Ethics By Aristotle Book IV: Chapter IX - Shame and Modesty

Shame should not be described as a virtue; for it is more like a feeling than a state of character. It is defined, at any rate, as a kind of fear of dishonour, and produces an effect similar to that produced by fear of danger; for people who feel disgraced blush, and those who fear death turn pale. Both, therefore, seem to be in a sense bodily conditions, which is thought to be characteristic of feeling rather than of a state of character.

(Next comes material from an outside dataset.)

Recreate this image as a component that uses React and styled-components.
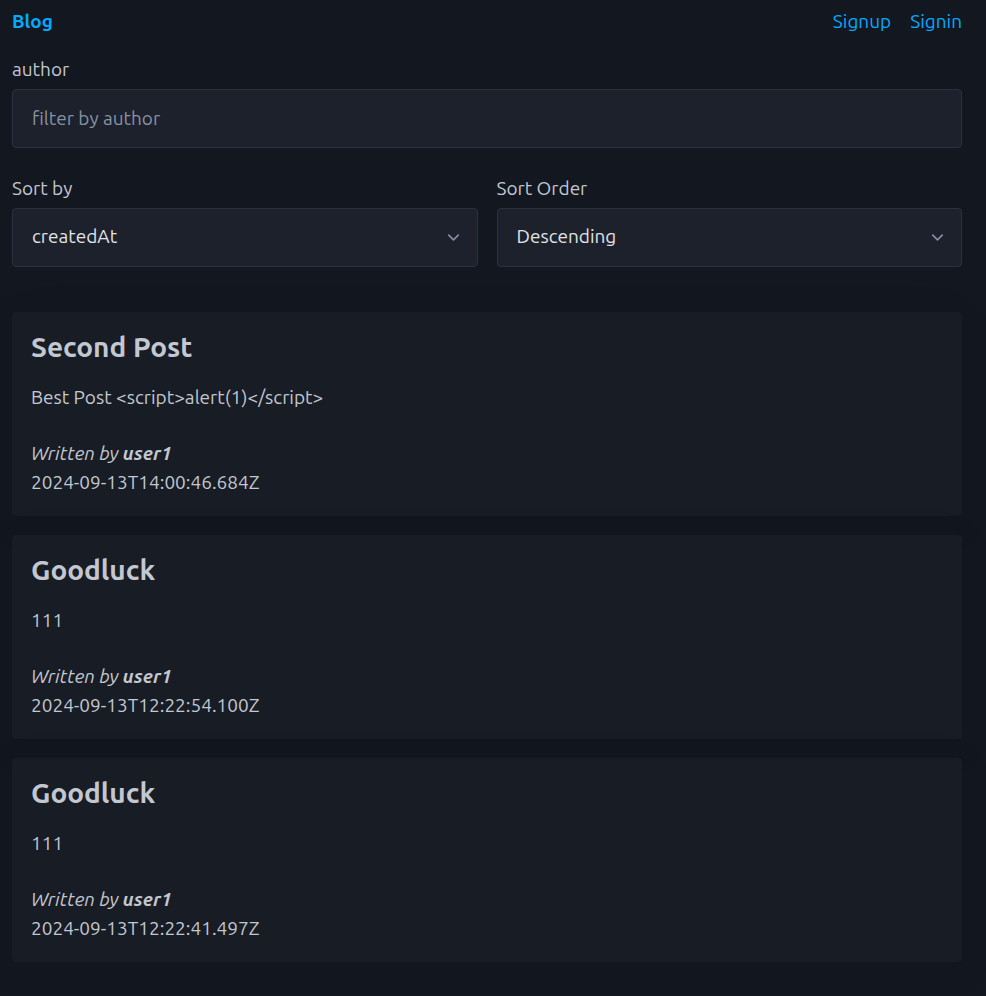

The feeling is not becoming to every age, but only to youth. For we think young people should be prone to the feeling of shame because they live by feeling and therefore commit many errors, but are restrained by shame; and we praise young people who are prone to this feeling, but an older person no one would praise for being prone to the sense of disgrace, since we think he should not do anything that need cause this sense. For the sense of disgrace is not even characteristic of a good man, since it is consequent on bad actions (for such actions should not be done; and if some actions are disgraceful in very truth and others only according to common opinion, this makes no difference; for neither class of actions should be done, so that no disgrace should be felt); and it is a mark of a bad man even to be such as to do any disgraceful action. To be so constituted as to feel disgraced if one does such an action, and for this reason to think oneself good, is absurd; for it is for voluntary actions that shame is felt, and the good man will never voluntarily do bad actions. But shame may be said to be conditionally a good thing; if a good man does such actions, he will feel disgraced; but the virtues are not subject to such a qualification. And if shamelessness-not to be ashamed of doing base actions-is bad, that does not make it good to be ashamed of doing such actions. Continence too is not virtue, but a mixed sort of state; this will be shown later. Now, however, let us discuss justice.